(Data extracted from a collection)
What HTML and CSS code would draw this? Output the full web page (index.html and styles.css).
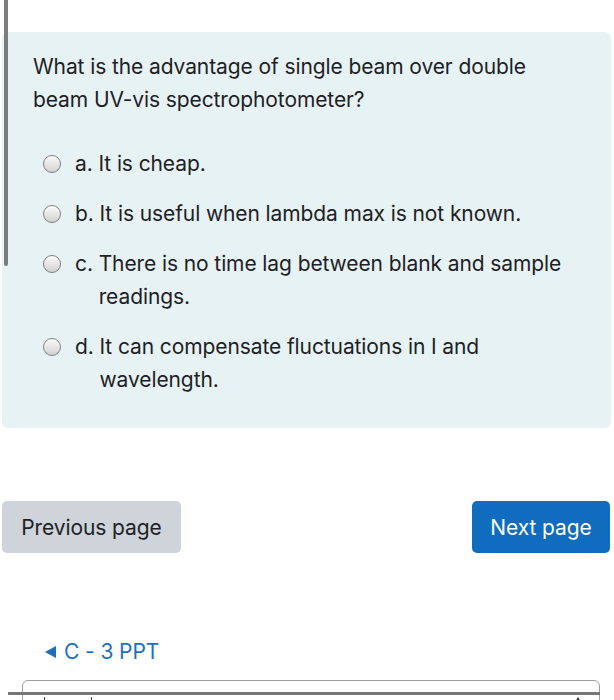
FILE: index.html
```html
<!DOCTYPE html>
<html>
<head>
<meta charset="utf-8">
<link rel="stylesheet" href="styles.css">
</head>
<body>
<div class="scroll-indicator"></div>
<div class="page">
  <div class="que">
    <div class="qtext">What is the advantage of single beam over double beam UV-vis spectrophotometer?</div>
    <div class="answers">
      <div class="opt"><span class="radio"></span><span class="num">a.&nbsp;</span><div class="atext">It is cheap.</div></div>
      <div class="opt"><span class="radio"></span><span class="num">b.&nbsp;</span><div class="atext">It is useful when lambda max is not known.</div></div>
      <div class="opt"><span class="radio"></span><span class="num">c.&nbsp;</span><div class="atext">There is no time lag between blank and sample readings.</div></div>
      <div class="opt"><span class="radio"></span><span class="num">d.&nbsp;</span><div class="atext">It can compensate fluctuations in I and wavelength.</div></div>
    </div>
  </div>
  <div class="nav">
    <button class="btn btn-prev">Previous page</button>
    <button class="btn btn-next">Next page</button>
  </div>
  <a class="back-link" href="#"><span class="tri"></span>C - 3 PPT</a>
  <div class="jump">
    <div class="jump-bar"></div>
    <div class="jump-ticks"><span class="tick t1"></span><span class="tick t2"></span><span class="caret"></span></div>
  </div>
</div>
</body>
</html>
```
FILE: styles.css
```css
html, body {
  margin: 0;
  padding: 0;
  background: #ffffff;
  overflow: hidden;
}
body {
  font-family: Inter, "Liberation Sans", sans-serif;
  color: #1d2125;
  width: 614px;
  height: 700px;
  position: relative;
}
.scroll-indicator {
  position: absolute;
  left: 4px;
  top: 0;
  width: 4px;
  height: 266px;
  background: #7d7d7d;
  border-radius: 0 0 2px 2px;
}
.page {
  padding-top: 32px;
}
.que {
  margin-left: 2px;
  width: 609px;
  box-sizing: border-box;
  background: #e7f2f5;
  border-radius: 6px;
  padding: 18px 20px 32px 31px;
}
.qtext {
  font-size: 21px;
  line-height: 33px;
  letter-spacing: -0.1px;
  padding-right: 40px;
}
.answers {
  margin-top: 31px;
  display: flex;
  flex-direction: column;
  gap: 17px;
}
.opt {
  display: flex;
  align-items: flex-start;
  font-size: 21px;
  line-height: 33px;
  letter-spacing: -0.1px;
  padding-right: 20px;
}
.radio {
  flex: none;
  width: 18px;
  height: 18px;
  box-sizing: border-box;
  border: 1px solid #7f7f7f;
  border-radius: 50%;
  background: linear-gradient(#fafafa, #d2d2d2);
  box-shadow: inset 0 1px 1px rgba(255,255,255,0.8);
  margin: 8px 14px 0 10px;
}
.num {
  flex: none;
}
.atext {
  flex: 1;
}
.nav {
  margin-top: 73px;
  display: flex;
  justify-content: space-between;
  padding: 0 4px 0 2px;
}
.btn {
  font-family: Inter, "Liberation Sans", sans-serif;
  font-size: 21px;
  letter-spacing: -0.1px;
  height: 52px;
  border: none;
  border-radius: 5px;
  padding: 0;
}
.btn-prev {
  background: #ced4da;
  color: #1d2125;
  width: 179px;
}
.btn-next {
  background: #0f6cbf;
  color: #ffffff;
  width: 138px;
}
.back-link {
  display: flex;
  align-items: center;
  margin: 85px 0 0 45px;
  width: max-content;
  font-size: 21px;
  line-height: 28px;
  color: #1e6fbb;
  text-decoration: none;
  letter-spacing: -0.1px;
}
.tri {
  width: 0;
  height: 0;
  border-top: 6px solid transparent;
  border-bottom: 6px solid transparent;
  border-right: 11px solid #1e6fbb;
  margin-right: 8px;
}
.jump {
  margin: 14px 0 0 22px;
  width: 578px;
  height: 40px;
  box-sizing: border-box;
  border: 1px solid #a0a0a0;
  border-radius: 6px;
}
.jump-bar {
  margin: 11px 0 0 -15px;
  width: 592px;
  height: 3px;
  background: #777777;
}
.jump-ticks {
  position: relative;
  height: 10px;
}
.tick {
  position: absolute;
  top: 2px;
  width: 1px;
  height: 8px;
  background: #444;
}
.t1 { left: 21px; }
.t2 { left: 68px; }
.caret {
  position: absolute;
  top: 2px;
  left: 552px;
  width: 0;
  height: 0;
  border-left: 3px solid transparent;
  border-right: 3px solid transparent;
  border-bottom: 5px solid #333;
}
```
---
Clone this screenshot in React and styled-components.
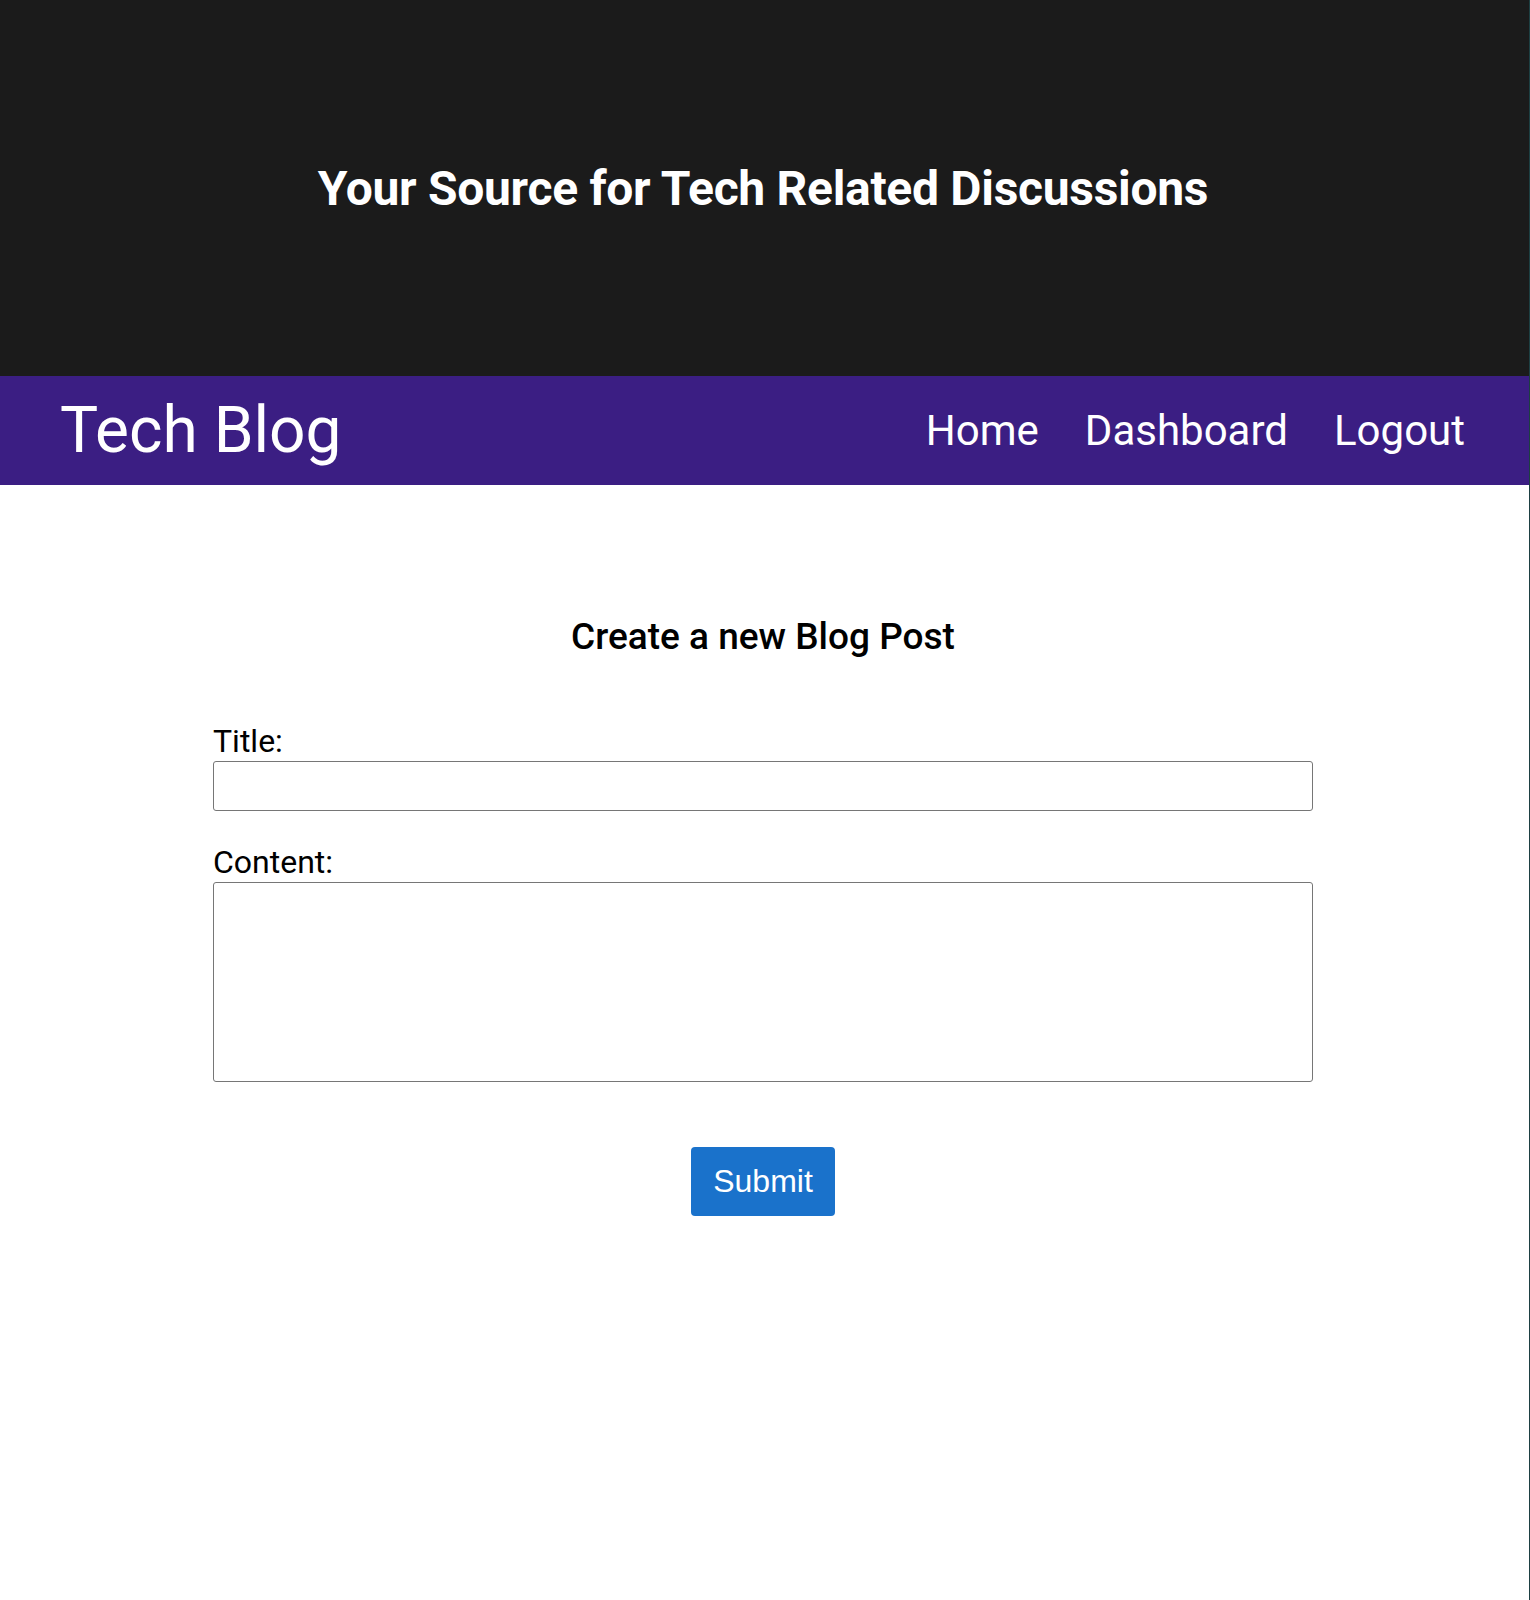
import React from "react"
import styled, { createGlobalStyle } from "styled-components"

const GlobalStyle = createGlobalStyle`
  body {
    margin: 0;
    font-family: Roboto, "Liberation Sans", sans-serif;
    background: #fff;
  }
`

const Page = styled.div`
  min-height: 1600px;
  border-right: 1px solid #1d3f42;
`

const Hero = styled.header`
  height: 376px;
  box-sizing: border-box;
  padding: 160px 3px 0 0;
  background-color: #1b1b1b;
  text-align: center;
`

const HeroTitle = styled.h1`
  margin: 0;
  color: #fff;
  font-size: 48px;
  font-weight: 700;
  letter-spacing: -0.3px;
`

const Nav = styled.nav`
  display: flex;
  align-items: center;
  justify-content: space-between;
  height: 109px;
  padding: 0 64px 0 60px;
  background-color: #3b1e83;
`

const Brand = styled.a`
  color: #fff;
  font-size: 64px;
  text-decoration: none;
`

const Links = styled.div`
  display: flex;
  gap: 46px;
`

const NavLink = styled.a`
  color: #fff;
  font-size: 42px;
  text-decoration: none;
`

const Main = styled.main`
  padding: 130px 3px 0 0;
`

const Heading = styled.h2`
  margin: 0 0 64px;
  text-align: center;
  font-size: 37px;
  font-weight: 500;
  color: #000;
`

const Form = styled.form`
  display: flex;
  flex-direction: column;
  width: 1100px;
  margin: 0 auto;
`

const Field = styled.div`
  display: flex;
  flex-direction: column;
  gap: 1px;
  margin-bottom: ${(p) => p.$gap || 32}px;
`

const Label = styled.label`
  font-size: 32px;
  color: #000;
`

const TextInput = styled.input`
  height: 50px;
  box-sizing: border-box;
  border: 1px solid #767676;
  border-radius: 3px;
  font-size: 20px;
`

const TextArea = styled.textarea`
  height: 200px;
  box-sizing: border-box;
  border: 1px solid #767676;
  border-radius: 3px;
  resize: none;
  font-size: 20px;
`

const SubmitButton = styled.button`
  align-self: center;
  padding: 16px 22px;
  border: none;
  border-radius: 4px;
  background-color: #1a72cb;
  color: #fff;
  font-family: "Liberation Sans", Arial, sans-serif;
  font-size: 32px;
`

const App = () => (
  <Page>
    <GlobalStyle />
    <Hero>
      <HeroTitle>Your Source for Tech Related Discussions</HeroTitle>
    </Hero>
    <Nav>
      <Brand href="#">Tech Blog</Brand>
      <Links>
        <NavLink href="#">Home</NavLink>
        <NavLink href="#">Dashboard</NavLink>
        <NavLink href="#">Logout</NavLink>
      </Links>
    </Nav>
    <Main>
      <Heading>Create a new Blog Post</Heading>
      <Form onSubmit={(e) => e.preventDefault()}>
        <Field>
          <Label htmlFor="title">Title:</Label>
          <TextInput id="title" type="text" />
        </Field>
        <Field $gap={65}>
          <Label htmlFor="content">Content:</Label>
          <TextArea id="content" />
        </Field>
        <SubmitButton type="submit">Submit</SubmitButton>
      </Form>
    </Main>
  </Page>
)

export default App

- _Directive_: Scan the material above for the string "this" and report each line where you find it.

- _Task result_:
What HTML and CSS code would draw this? Output the full web page (index.html and styles.css).
Clone this screenshot in React and styled-components.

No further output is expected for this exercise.